Chapter 10 does talk a bit about fast graphics, since rendering eventually takes more time than reflow, but to be honest graphics speed is hurt more by the choice of Tk and Python than any algorithm or implementation decision in the browser itself. More broadly, I didn’t want to focus too much on the low-level details of performance. Those change frequently and usually don’t teach broader lessons for students to apply elsewhere.

Text Rendering

The book’s use of Tk as a rendering engine is an odd one. Tk provides much more than the simple canvas the book uses, and even that canvas is implemented more like a scene graph, making it unnecessarily slow. But since we don’t use that complexity, I don’t feel bad hiding it from readers. However, Tk does implement text rendering for us, and that is a complex component the book relies on without explaining.
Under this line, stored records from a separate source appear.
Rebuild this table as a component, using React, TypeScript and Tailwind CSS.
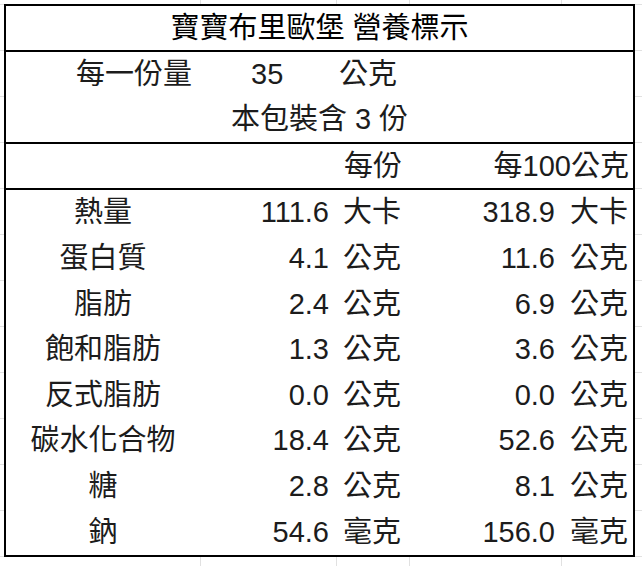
const rows = [
  { name: "熱量", per: "111.6", unit: "大卡", per100: "318.9" },
  { name: "蛋白質", per: "4.1", unit: "公克", per100: "11.6" },
  { name: "脂肪", per: "2.4", unit: "公克", per100: "6.9" },
  { name: "飽和脂肪", per: "1.3", unit: "公克", per100: "3.6" },
  { name: "反式脂肪", per: "0.0", unit: "公克", per100: "0.0" },
  { name: "碳水化合物", per: "18.4", unit: "公克", per100: "52.6" },
  { name: "糖", per: "2.8", unit: "公克", per100: "8.1" },
  { name: "鈉", per: "54.6", unit: "毫克", per100: "156.0" },
]

export default function App() {
  return (
    <div className="h-[566px] w-[642px] overflow-hidden bg-white pl-[4px] pt-[4px] font-['Liberation_Sans','Noto_Sans_CJK_TC',sans-serif] text-[29px] leading-none text-[#1c1c1c] [background-image:linear-gradient(to_right,transparent_200px,#e1e1e1_200px,#e1e1e1_201px,transparent_201px,transparent_336px,#e1e1e1_336px,#e1e1e1_337px,transparent_337px,transparent_409px,#e1e1e1_409px,#e1e1e1_410px,transparent_410px,transparent_561px,#e1e1e1_561px,#e1e1e1_562px,transparent_562px),repeating-linear-gradient(to_bottom,#e1e1e1_0px,#e1e1e1_1px,transparent_1px,transparent_46px)] [background-position:0_0,0_4px]">
      <div className="flex h-[553px] w-[631px] flex-col border-2 border-black bg-white">
        <div className="flex h-[46px] shrink-0 items-center justify-center border-b-2 border-black text-black">
          寶寶布里歐堡 營養標示
        </div>

        <div className="flex h-[92px] shrink-0 flex-col border-b-2 border-black">
          <div className="flex h-[45px] items-center">
            <span className="ml-[70px] w-[175px]">每一份量</span>
            <span className="w-[88px]">35</span>
            <span>公克</span>
          </div>
          <div className="flex h-[45px] items-center justify-center">本包裝含 3 份</div>
        </div>

        <div className="grid h-[46px] shrink-0 grid-cols-[194px_202px_227px] items-center border-b-2 border-black">
          <span />
          <span className="text-right">每份</span>
          <span className="text-right">每100公克</span>
        </div>

        <div className="grid flex-1 grid-rows-8">
          {rows.map((r) => (
            <div key={r.name} className="grid grid-cols-[194px_136px_74px_151px_72px] items-center">
              <span className="text-center">{r.name}</span>
              <span className="pr-[7px] text-right">{r.per}</span>
              <span className="pl-[7px]">{r.unit}</span>
              <span className="pr-[6px] text-right">{r.per100}</span>
              <span className="pl-[9px]">{r.unit}</span>
            </div>
          ))}
        </div>
      </div>
    </div>
  )
}
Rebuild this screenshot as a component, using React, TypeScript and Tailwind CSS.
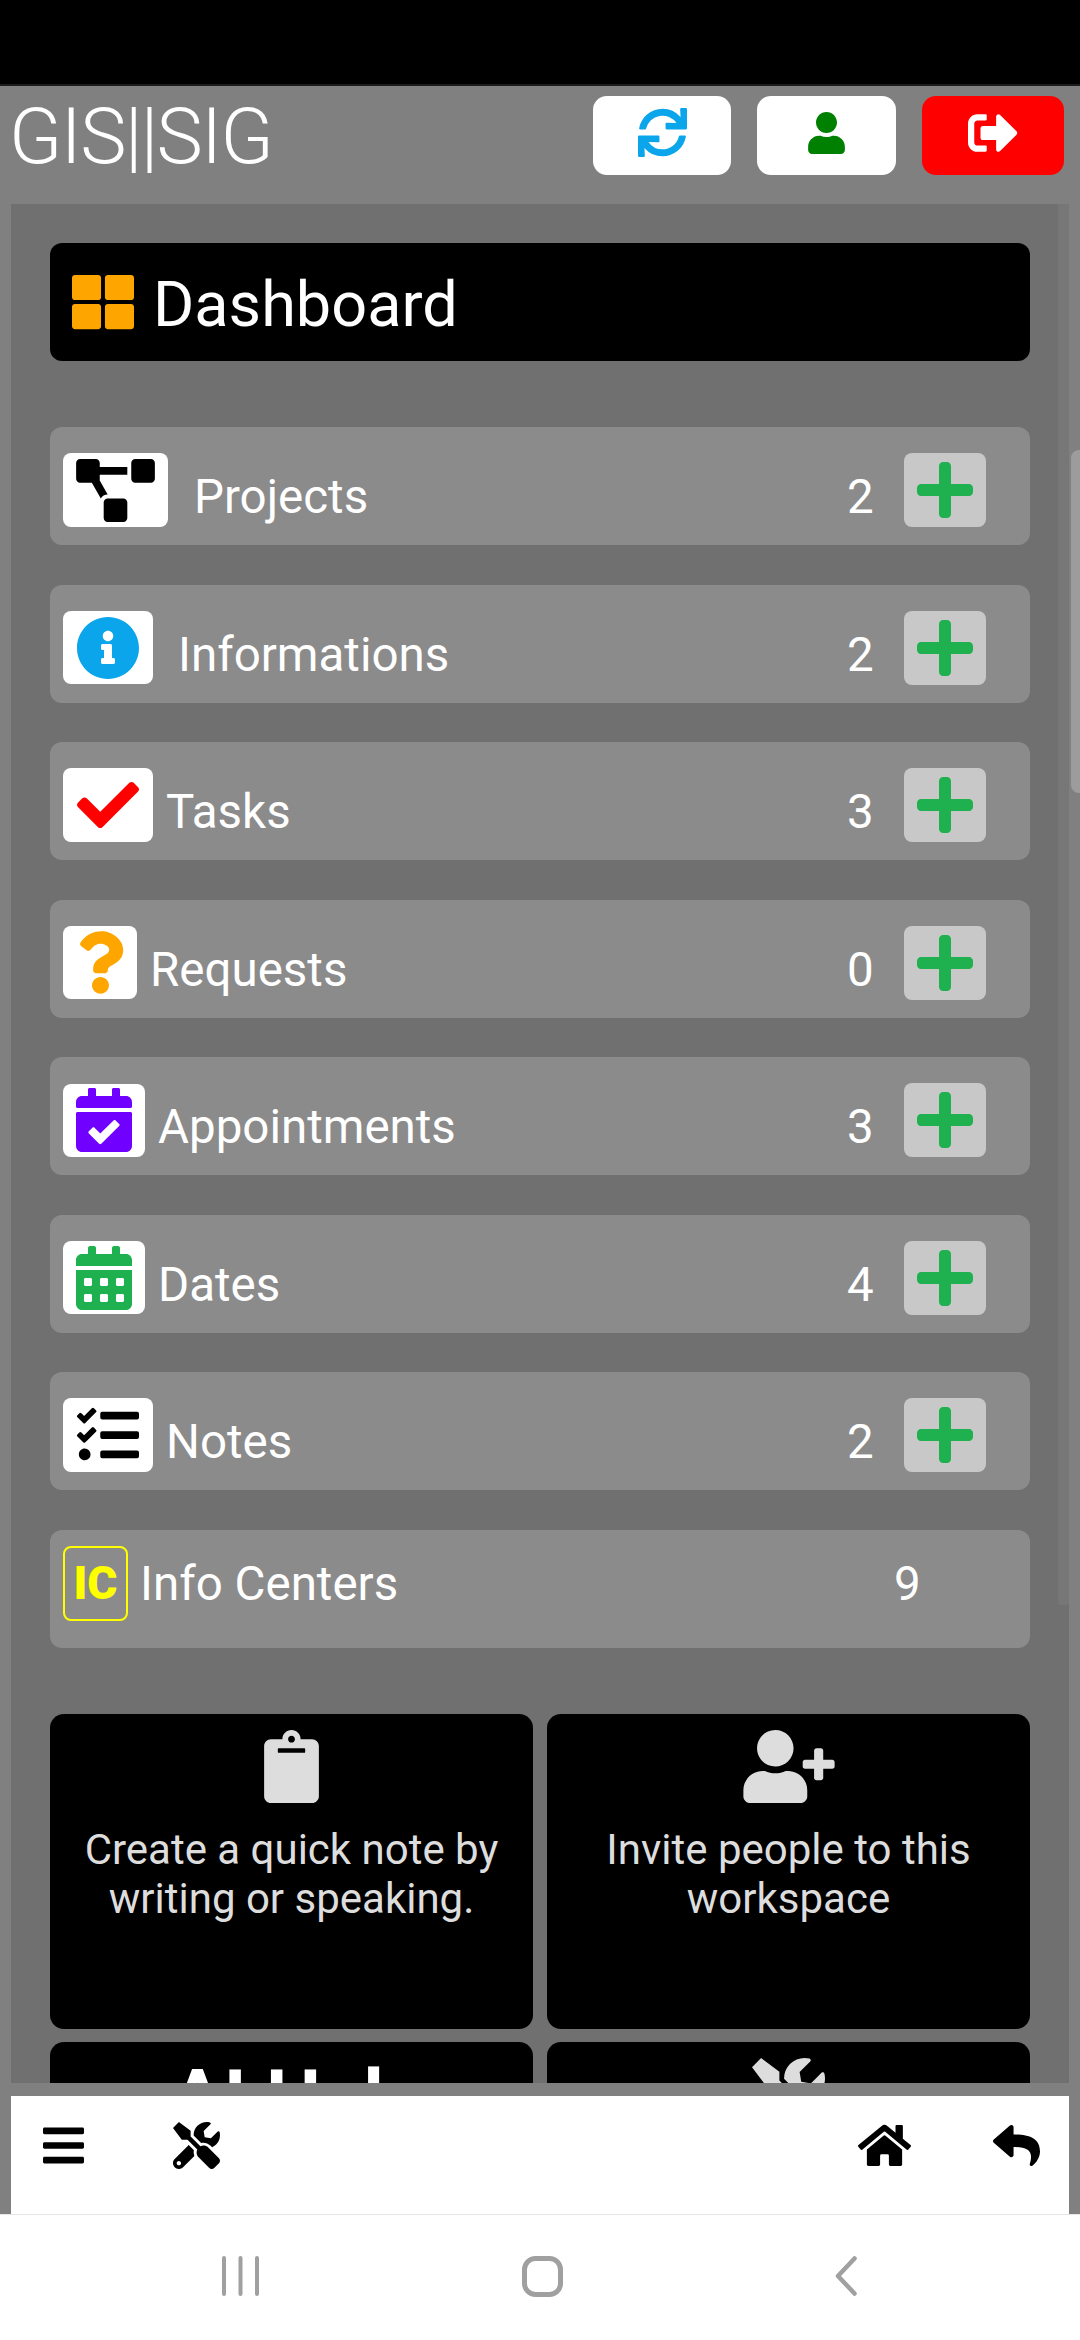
import type { ReactNode } from "react";
import {
  FaBars,
  FaCalendarAlt,
  FaCalendarCheck,
  FaCheck,
  FaClipboard,
  FaHome,
  FaInfoCircle,
  FaPlus,
  FaProjectDiagram,
  FaQuestion,
  FaReply,
  FaSignOutAlt,
  FaSync,
  FaTasks,
  FaThLarge,
  FaTools,
  FaUser,
  FaUserPlus,
} from "react-icons/fa";

interface Section {
  name: string;
  count: number;
  icon: ReactNode;
  tile: string;
  label: string;
}

const sections: Section[] = [
  {
    name: "Projects",
    count: 2,
    icon: <FaProjectDiagram className="w-[79px] h-[63px] text-black" />,
    tile: "w-[105px] h-[74px]",
    label: "ml-[26px]",
  },
  {
    name: "Informations",
    count: 2,
    icon: <FaInfoCircle className="w-[64px] h-[64px] text-[#0ba5ec]" />,
    tile: "w-[90px] h-[73px]",
    label: "ml-[25px]",
  },
  {
    name: "Tasks",
    count: 3,
    icon: <FaCheck className="w-[62px] h-[62px] text-[#ff0000]" />,
    tile: "w-[90px] h-[74px]",
    label: "ml-[13px]",
  },
  {
    name: "Requests",
    count: 0,
    icon: <FaQuestion className="w-[47px] h-[63px] text-[#ffa500]" />,
    tile: "w-[74px] h-[73px]",
    label: "ml-[13px]",
  },
  {
    name: "Appointments",
    count: 3,
    icon: <FaCalendarCheck className="w-[56px] h-[64px] text-[#7000ff]" />,
    tile: "w-[82px] h-[73px]",
    label: "ml-[13px]",
  },
  {
    name: "Dates",
    count: 4,
    icon: <FaCalendarAlt className="w-[56px] h-[64px] text-[#1fb14f]" />,
    tile: "w-[82px] h-[73px]",
    label: "ml-[13px]",
  },
  {
    name: "Notes",
    count: 2,
    icon: <FaTasks className="w-[62px] h-[62px] text-black" />,
    tile: "w-[90px] h-[74px]",
    label: "ml-[13px]",
  },
];

function SectionRow({ section }: { section: Section }) {
  return (
    <div className="flex h-[118px] items-center rounded-[12px] bg-[#8b8b8b] pl-[13px] pr-[44px] pt-[8px]">
      <div className={`flex items-center justify-center rounded-[8px] bg-white ${section.tile}`}>
        {section.icon}
      </div>
      <span className={`flex-1 pt-[14px] text-[47.5px] leading-[54px] text-white ${section.label}`}>
        {section.name}
      </span>
      <span className="w-[26px] pt-[14px] text-center text-[47.5px] leading-[54px] text-white">
        {section.count}
      </span>
      <button className="ml-[31px] flex h-[74px] w-[82px] items-center justify-center rounded-[8px] bg-[#c8c8c8]">
        <FaPlus className="h-[64px] w-[56px] text-[#1fb14f]" />
      </button>
    </div>
  );
}

function ActionCard({ icon, children }: { icon: ReactNode; children: ReactNode }) {
  return (
    <div className="flex h-[315px] flex-col items-center rounded-[14px] bg-black pt-[16px] text-center text-[#dddddd]">
      {icon}
      <p className="mt-[22px] px-[30px] text-[42px] leading-[49px]">{children}</p>
    </div>
  );
}

export default function App() {
  return (
    <div className="flex h-[2340px] w-[1080px] flex-col overflow-hidden bg-[#808080] font-['Roboto',sans-serif]">
      {/* status bar */}
      <div className="h-[86px] shrink-0 border-b-2 border-[#1c1c1c] bg-black" />

      <header className="flex h-[118px] shrink-0 items-start justify-between pl-[9px] pr-[16px] pt-[10px]">
        <h1 className="mt-[-9px] text-[78px] font-[350] leading-[100px] tracking-[-1.5px] text-white">GIS||SIG</h1>
        <div className="flex gap-[26px]">
          <button className="flex h-[79px] w-[138px] items-center justify-center rounded-[14px] bg-white pb-[6px]">
            <FaSync className="h-[49px] w-[49px] text-[#0ba5ec]" />
          </button>
          <button className="flex h-[79px] w-[139px] items-center justify-center rounded-[14px] bg-white pb-[5px]">
            <FaUser className="h-[42px] w-[37px] text-[#008000]" />
          </button>
          <button className="flex h-[79px] w-[142px] items-center justify-center rounded-[14px] bg-[#ff0000] pb-[6px]">
            <FaSignOutAlt className="h-[50px] w-[50px] text-white" />
          </button>
        </div>
      </header>

      <div className="relative mx-[11px] h-[1879px] shrink-0 overflow-hidden bg-[#707070]">
        <div className="flex flex-col pl-[39px] pt-[39px] w-[1019px]">
          <div className="flex h-[118px] items-center rounded-[12px] bg-black pl-[22px]">
            <FaThLarge className="h-[62px] w-[62px] text-[#ffa500]" />
            <span className="ml-[19px] pt-[5px] text-[63px] leading-[72px] text-white">Dashboard</span>
          </div>

          <div className="mt-[66px] flex flex-col gap-[39.5px]">
            {sections.map((section) => (
              <SectionRow key={section.name} section={section} />
            ))}
            <div className="flex h-[118px] items-center rounded-[12px] bg-[#8b8b8b] pb-[10px] pl-[13px] pr-[110px]">
              <div className="flex h-[75px] w-[65px] items-center justify-center rounded-[8px] border-2 border-[#ffff00] text-[46px] font-black text-[#ffff00]">
                IC
              </div>
              <span className="ml-[12px] flex-1 text-[47.5px] leading-[54px] text-white">Info Centers</span>
              <span className="w-[26px] text-center text-[47.5px] leading-[54px] text-white">9</span>
            </div>
          </div>

          <div className="mt-[66px] grid grid-cols-2 gap-x-[14px] gap-y-[13px]">
            <ActionCard icon={<FaClipboard className="h-[73px] w-[55px]" />}>
              Create a quick note by writing or speaking.
            </ActionCard>
            <ActionCard icon={<FaUserPlus className="h-[73px] w-[92px]" />}>
              Invite people to this workspace
            </ActionCard>
            <div className="flex h-[315px] justify-center rounded-[14px] bg-black pl-[16px] pt-[12px] text-[78px] font-bold leading-[90px] text-white">
              AI Help
            </div>
            <div className="flex h-[315px] justify-center rounded-[14px] bg-black pt-[16px] text-[#dddddd]">
              <FaTools className="h-[73px] w-[73px]" />
            </div>
          </div>
        </div>

        {/* inner scroll indicator */}
        <div className="absolute right-0 top-0 h-[1401px] w-[11px] rounded-b-[3px] bg-[#777777]" />
      </div>

      {/* outer scroll indicator */}
      <div className="absolute left-[1071px] top-[450px] h-[343px] w-[9px] rounded-l-[8px] bg-[#9c9c9c]" />

      <footer className="mx-[11px] mt-[13px] flex h-[118px] shrink-0 items-start justify-between bg-white pl-[32px] pr-[29px] pt-[26px] text-black">
        <div className="flex gap-[89px]">
          <FaBars className="h-[47px] w-[41px]" />
          <FaTools className="h-[47px] w-[47px]" />
        </div>
        <div className="flex gap-[82px]">
          <FaHome className="h-[47px] w-[53px]" />
          <FaReply className="h-[47px] w-[47px]" />
        </div>
      </footer>

      {/* android navigation bar */}
      <nav className="flex h-[126px] shrink-0 items-start border-t border-[#e6e6e6] bg-white pl-[222px] pt-[41px]">
        <svg width="37" height="40" viewBox="0 0 37 40" fill="none" stroke="#a0a0a0" strokeWidth="4" strokeLinecap="round">
          <path d="M2 2v36M18.500 2v36M35 2v36" />
        </svg>
        <svg className="ml-[263px]" width="41" height="41" viewBox="0 0 41 41" fill="none" stroke="#a0a0a0" strokeWidth="5">
          <rect x="2.500" y="2.500" width="36" height="36" rx="11" />
        </svg>
        <svg className="ml-[272px]" width="22" height="40" viewBox="0 0 22 40" fill="none" stroke="#a0a0a0" strokeWidth="4.500" strokeLinecap="round" strokeLinejoin="round">
          <path d="M19.500 2.500 3 20l16.500 17.500" />
        </svg>
      </nav>
    </div>
  );
}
Text rendering is much more complex than it may seem at the surface. Letters differ in widths and heights. Accents may need to be stacked atop characters. Characters may change shape by proximity to other characters, like for ligatures or for shaping (for cursive fonts). Then there are typographic features, like kerning and variants. But the most complex of all is hinting, which is a little computer program embedded in a font that modifies it to better match the discrete pixel grid.

Text rendering is always available in system libraries, and implementing it is a huge pain, so it seemed reasonable to skip it in this book. A book on computer typography is the best place to learn more.

Restyling

Browsers must not only reflow layouts every time the page changes, but also restyle them, recomputing the CSS properties and values that apply to each element. For many modern browsers, restyling is slower than reflow, and browsers use various tricky data structure to speed it up.

The browser in this book, however, only implemented cheap selectors, so restyling was never slow to begin with. Restyling was thus unnecessary. Personally, I don’t find restyling algorithms particularly compelling, and don’t think teaching them would be that enlightening.